On November 8, 1923, Hitler and members of the Nazi Party attempted to violently overthrow the German government. This was known as the “Beer Hall Putsch”. Hitler was sentenced to five years in prison but only served nine months, during which he wrote Mein Kampf, his autobiographical sketch of Germany’s future under the Nazi regime.
Founded on January 5, 1919, the Nazi party had its origins in the Political Workers’ Circle, a small right-wing group that started its activity in November 1918 under the leadership of Anton Drexler. A fierce antisemitism characterized its meetings. In 1919, under Drexler, this circle became the German Workers’ Party. In November 1923 when the putsch under Hitler’s leadership was failed, the party was officially banned. However it was refounded in 1925, and remained in existence until after Germany’s defeat in World War II, when it was declared illegal by the Allies in September 1945.
After the Anschluss of Austria on March 13, 1938, nearly 200,000 Jews were added to the Reich. Hitler’s radical racial point of view was combined with a Social Darwinism that saw the Jew as a source of danger to Germany and humanity, and as a central factor in the dynamic development of hostile ideological trends such as democracy, liberalism, and socialism. Even the Christian sources of ethnic political thinking in Western society were perceived by Hitler as manifestations of the penetration of the Jewish spirit into western European civilization. On January 30, 1939, Hitler declared in the Reichstag that a new world war would lead to the destruction of the Jewish race in Europe. When the war began in Poland, on September 1, 1939, the Germans launched the destruction of Jews there, although for a while this was done occasionally rather than methodically.
It was also at about this time that the systematic killing of the mentally ill with toxic gas was undertaken, on Hitler’s orders. The systematic killing of Jews began after the German invasion of the Soviet Union on June 22, 1941. According to Hitler’s world view and his political strategy, the goal of the territorial expansion – to gain living space in the east – and the destruction of the Jewish people as the central ideological enemy were connected and were the focal point of the whole struggle. The first slaughters of Jews in the Soviet Union were started in June 1941; the killing was then extended to include the rest of the Jews of Europe.
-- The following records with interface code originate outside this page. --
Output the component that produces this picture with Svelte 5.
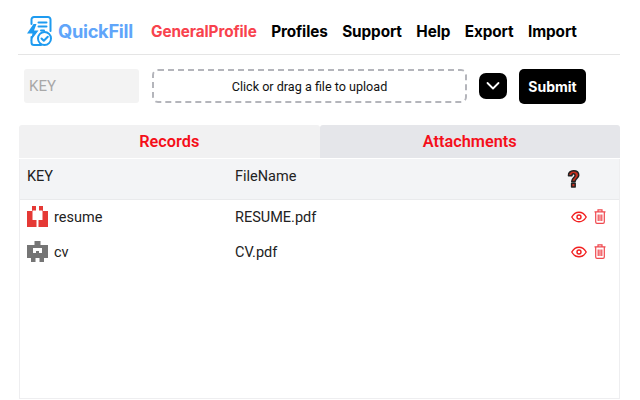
<script>
  const rows = [
    { key: 'resume', file: 'RESUME.pdf', color: '#e53935', kind: 'a' },
    { key: 'cv', file: 'CV.pdf', color: '#757575', kind: 'b' }
  ];
  const nav = ['Profiles', 'Support', 'Help', 'Export', 'Import'];
</script>

<div class="page">
  <header class="header">
    <div class="brand">
      <svg class="logo" width="26" height="30" viewBox="0 0 26 30" fill="none" stroke="#1e9bf0" stroke-width="2" stroke-linecap="round" stroke-linejoin="round">
        <path d="M5.500 8V3.500a2.500 2.500 0 0 1 2.500-2.500H22a2.500 2.500 0 0 1 2.500 2.500V15" />
        <path d="M12.500 6.500h8M12.500 10.500h8M15 14.500h3" />
        <path d="M5.500 21v5.500a2.500 2.500 0 0 0 2.500 2.500h7" />
        <path d="M7.500 8L1 17.500h5.500L4.500 25l8-10.500H8L10.500 8z" fill="#1e9bf0" stroke="none" />
        <circle cx="18.500" cy="22.500" r="6.500" fill="#fff" />
        <path d="M15.500 22.500l2.300 2.300 4-4" />
      </svg>
      <span class="brand-name">QuickFill</span>
    </div>
    <nav class="nav">
      <span class="nav-item active">GeneralProfile</span>
      {#each nav as item}
        <span class="nav-item">{item}</span>
      {/each}
    </nav>
  </header>

  <section class="form">
    <input class="key" placeholder="KEY" />
    <div class="drop">Click or drag a file to upload</div>
    <button class="chev" aria-label="More">
      <svg width="16" height="10" viewBox="0 0 16 10" fill="none" stroke="#fff" stroke-width="1.800" stroke-linecap="round" stroke-linejoin="round"><path d="M2.500 2L8 7.500 13.500 2" /></svg>
    </button>
    <button class="submit">Submit</button>
  </section>

  <div class="tabs">
    <div class="tab first">Records</div>
    <div class="tab second">Attachments</div>
  </div>

  <div class="table">
    <div class="row head">
      <div class="c1 hcell">KEY</div>
      <div class="c2 hcell">FileName</div>
      <div class="c3">
        <svg class="q" width="15" height="21" viewBox="0 0 14 20"><path d="M2.200 6.500C2 3.500 4 1.700 7 1.700s5 1.800 5 4.300c0 2.500-3.300 3-3.500 6H5.300C5.300 8.700 8.500 8 8.500 6.200 8.500 5 7.800 4.600 7 4.600c-1 0-1.500.8-1.500 1.900zM5.200 13.500h3.400v3.700H5.200z" fill="#c62f1e" stroke="#222" stroke-width="1.400" stroke-linejoin="round" /></svg>
      </div>
    </div>
    {#each rows as r}
      <div class="row body">
        <div class="c1 keycell">
          <svg width="21" height="21" viewBox="0 0 21 21" fill={r.color}>
            {#if r.kind === 'a'}
              <path d="M5 0h4v4.500H5.500V14h4v7H0V5h5zM16 0h-4v4.500h3.500V14h-4v7H21V5h-5z" />
            {:else}
              <path fill-rule="evenodd" d="M7.500 0h6v4H21v13h-4v4h-4.500v-4h-4v4H4v-4H0V4h7.500zM6 7v5h3v-2h3v2h3V7z" />
            {/if}
          </svg>
          <span class="txt">{r.key}</span>
        </div>
        <div class="c2 txt">{r.file}</div>
        <div class="c3 actions">
          <svg width="16" height="12" viewBox="0 0 16 12" fill="none" stroke="#f21f1f" stroke-width="1.400"><path d="M.8 6C2.500 3 5 1.200 8 1.200S13.500 3 15.200 6C13.500 9 11 10.800 8 10.800S2.500 9 .8 6z" /><circle cx="8" cy="6" r="2" /></svg>
          <svg width="12" height="15" viewBox="0 0 12 15" fill="none" stroke="#f0484e" stroke-width="1.200"><path d="M.5 2.800h11M4 2.500V.8h4v1.700M1.700 3v10a1.300 1.300 0 0 0 1.300 1.300h6a1.300 1.300 0 0 0 1.300-1.300V3M4.200 5.500v6.500M6 5.500v6.500M7.800 5.500v6.500" /></svg>
        </div>
      </div>
    {/each}
  </div>
</div>

<style>
  :global(body) { margin: 0; background: #fff; }
  .page { width: 640px; height: 400px; box-sizing: border-box; padding: 0 20px 0 18px; overflow: hidden; font-family: Roboto, sans-serif; color: #222; }
  .header { display: flex; align-items: center; height: 46px; border-bottom: 1px solid #e5e5e5; padding: 8px 0 0 8px; }
  .brand { display: flex; align-items: center; gap: 6px; width: 125px; flex: none; }
  .logo { flex: none; }
  .brand-name { font: 700 18.300px Inter, sans-serif; color: #60a5fa; letter-spacing: -0.3px; }
  .nav { display: flex; gap: 14.500px; }
  .nav-item { font: 700 15.300px Inter, sans-serif; color: #000; letter-spacing: -0.1px; }
  .active { color: #f8424d; }
  .form { display: flex; align-items: center; height: 34px; margin: 14px 0 22px 6px; }
  .key { width: 115px; height: 34px; box-sizing: border-box; border: none; background: #f3f3f3; border-radius: 3px; padding: 0 5px; font: 400 15px Roboto, sans-serif; }
  .key::placeholder { color: #a8a8a8; }
  .drop { width: 315px; height: 34px; box-sizing: border-box; margin-left: 13px; border: 2px dashed #b4b5bb; border-radius: 6px; display: flex; align-items: center; justify-content: center; font-size: 12.600px; color: #111; }
  .chev { width: 28px; height: 26px; margin-left: 12px; background: #000; border: none; border-radius: 7px; padding: 0; display: flex; align-items: center; justify-content: center; }
  .submit { width: 67px; height: 35px; margin-left: 12px; background: #000; color: #fff; border: none; border-radius: 5px; font: 700 14px Inter, sans-serif; padding: 0; }
  .tabs { display: flex; height: 33px; margin-left: 1px; width: 601px; }
  .tab { flex: 1; display: flex; align-items: center; justify-content: center; font: 600 16.300px Roboto, sans-serif; color: #f50f1a; border-radius: 3px 3px 0 0; }
  .first { background: #f1f1f2; }
  .second { background: #e5e6ea; }
  .table { margin: 1px 0 0 1px; width: 601px; height: 240px; box-sizing: border-box; border: 1px solid #eeeef0; border-top: none; }
  .row { display: flex; }
  .head { height: 40px; background: #f3f4f6; border-bottom: 1px solid #e9eaec; }
  .body { height: 35px; box-sizing: border-box; padding-bottom: 2px; align-items: center; font-size: 14.500px; }
  .txt { padding-top: 2px; }
  .c1 { width: 215px; padding-left: 7px; box-sizing: border-box; }
  .c2 { width: 322px; box-sizing: border-box; }
  .c3 { flex: 1; }
  .hcell { font-size: 14.500px; padding-top: 9px; }
  .q { display: block; margin: 10px 0 0 9px; }
  .keycell { display: flex; align-items: center; gap: 6px; }
  .actions { display: flex; align-items: center; gap: 7px; padding-left: 14px; }
</style>
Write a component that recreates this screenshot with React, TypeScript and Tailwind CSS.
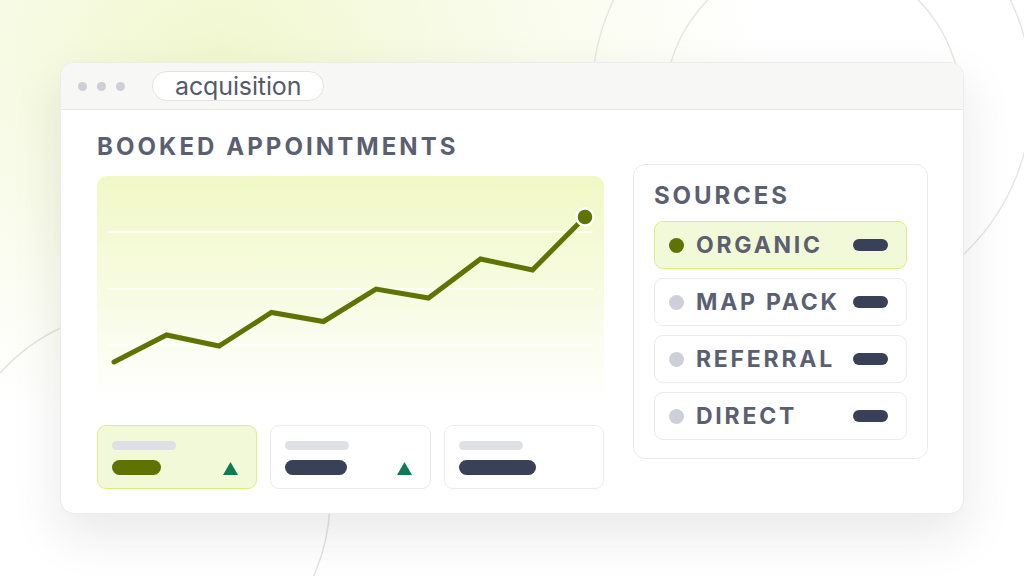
import React from "react";

const pts: [number, number][] = [
  [17, 186],
  [69.5, 159],
  [122, 170],
  [174.5, 136.5],
  [226.5, 145.5],
  [279, 113],
  [331.5, 122],
  [383.5, 83],
  [435.5, 94],
  [488, 41],
];

function Triangle() {
  return (
    <svg width="15" height="13" viewBox="0 0 15 13" className="block">
      <polygon points="7.5,0 15,13 0,13" fill="#0f7a56" />
    </svg>
  );
}

function StatCard({ active, barW, color, tri }: { active?: boolean; barW: number; color: string; tri?: boolean }) {
  return (
    <div
      className={
        "h-[64px] rounded-[9px] border pl-[14px] pr-[18px] pt-[15px] flex flex-col " +
        (active ? "bg-[#f2f9d9] border-[#dcef7e]" : "bg-white border-[#ebebeb]")
      }
    >
      <div className="h-[9px] w-[64px] rounded-full bg-[#dfe0e5]" />
      <div className="mt-[10px] flex items-end justify-between">
        <div className="h-[15px] rounded-full" style={{ width: barW, backgroundColor: color }} />
        {tri ? <Triangle /> : null}
      </div>
    </div>
  );
}

function SourceRow({ label, active }: { label: string; active?: boolean }) {
  return (
    <div
      className={
        "h-[48px] rounded-[9px] border flex items-center pl-[14px] pr-[18px] " +
        (active ? "bg-[#f2f9d9] border-[#dcef7e]" : "bg-white border-[#ebebeb]")
      }
    >
      <div className={"w-[15px] h-[15px] rounded-full " + (active ? "bg-[#5f7302]" : "bg-[#cdd0d8]")} />
      <div className="ml-[12px] text-[23px] leading-[23px] font-bold tracking-[0.12em] text-[#5a6071]">{label}</div>
      <div className="ml-auto h-[12px] w-[35px] rounded-full bg-[#394159]" />
    </div>
  );
}

export default function App() {
  const d = pts.map((p, i) => (i === 0 ? "M" : "L") + p[0] + " " + p[1]).join(" ");
  return (
    <div className="relative w-[1024px] h-[576px] overflow-hidden bg-white font-['Inter',sans-serif]">
      <div className="absolute inset-0 bg-[radial-gradient(ellipse_540px_380px_at_220px_50px,#f1f8cf_0%,rgba(243,248,214,0.65)_40%,rgba(255,255,255,0)_100%)]" />
      <svg className="absolute inset-0" width="1024" height="576" viewBox="0 0 1024 576" fill="none">
        <circle cx="813" cy="104" r="148" stroke="#e6e6e4" strokeWidth="1.5" />
        <circle cx="812" cy="95" r="220" stroke="#e6e6e4" strokeWidth="1.5" />
        <circle cx="141" cy="499" r="189" stroke="#e3e3e1" strokeWidth="1.5" />
      </svg>

      <div className="relative pt-[62px] pl-[60px]">
        <div className="w-[904px] h-[452px] rounded-[14px] bg-white border border-[#ececea] shadow-[0_20px_50px_rgba(30,30,30,0.1)] overflow-hidden">
          <div className="h-[47px] bg-[#f7f7f6] border-b border-[#e8e8e6] flex items-center pl-[17px]">
            <div className="flex gap-[10px]">
              <div className="w-[9px] h-[9px] rounded-full bg-[#cdcfd7]" />
              <div className="w-[9px] h-[9px] rounded-full bg-[#cdcfd7]" />
              <div className="w-[9px] h-[9px] rounded-full bg-[#cdcfd7]" />
            </div>
            <div className="ml-[27px] h-[30px] w-[172px] rounded-full border border-[#e3e3e1] bg-white flex items-center pl-[22px] text-[25px] leading-[25px] tracking-[-0.005em] text-[#545a6a]">
              acquisition
            </div>
          </div>

          <div className="flex items-start pl-[36px] pt-[25px]">
            <div className="w-[507px]">
              <div className="text-[24px] leading-[24px] font-bold tracking-[0.128em] text-[#5a6071]">BOOKED APPOINTMENTS</div>
              <div className="mt-[17px] h-[224px] rounded-[10px] bg-gradient-to-b from-[#f1f8c6] via-[#f7fbe0] to-[#ffffff]">
                <svg width="507" height="224" viewBox="0 0 507 224" fill="none" className="block">
                  <line x1="11" y1="56" x2="496" y2="56" stroke="#ffffff" strokeWidth="1.5" strokeOpacity="0.9" />
                  <line x1="11" y1="113" x2="496" y2="113" stroke="#ffffff" strokeWidth="1.5" strokeOpacity="0.9" />
                  <line x1="11" y1="169" x2="496" y2="169" stroke="#ffffff" strokeWidth="1.5" strokeOpacity="0.9" />
                  <path d={d} stroke="#5f7302" strokeWidth="5" strokeLinecap="round" strokeLinejoin="miter" />
                  <circle cx="488" cy="41" r="8.5" fill="#5f7302" stroke="#ffffff" strokeWidth="2.5" />
                </svg>
              </div>
              <div className="mt-[25px] grid grid-cols-3 gap-[13px]">
                <StatCard active barW={49} color="#5f7302" tri />
                <StatCard barW={62} color="#394159" tri />
                <StatCard barW={77} color="#394159" />
              </div>
            </div>

            <div className="ml-[29px] mt-[29px] w-[295px] h-[295px] rounded-[12px] border border-[#ebebea] bg-white px-[20px] pt-[19px]">
              <div className="text-[24px] leading-[24px] font-bold tracking-[0.12em] text-[#5a6071]">SOURCES</div>
              <div className="mt-[13px] flex flex-col gap-[9px]">
                <SourceRow label="ORGANIC" active />
                <SourceRow label="MAP PACK" />
                <SourceRow label="REFERRAL" />
                <SourceRow label="DIRECT" />
              </div>
            </div>
          </div>
        </div>
      </div>
    </div>
  );
}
On several occasions Hitler reminded the public about his prophecy concerning the destruction of the Jews, and on April 2, 1945, he boasted that he had “exterminated the Jews of Germany and central Europe”. His political testament of April 29, 1945, ended with a call for “merciless resistance to the universal poisoner of all nations – international Jewry.” The following day he committed suicide in his own bunker in Berlin.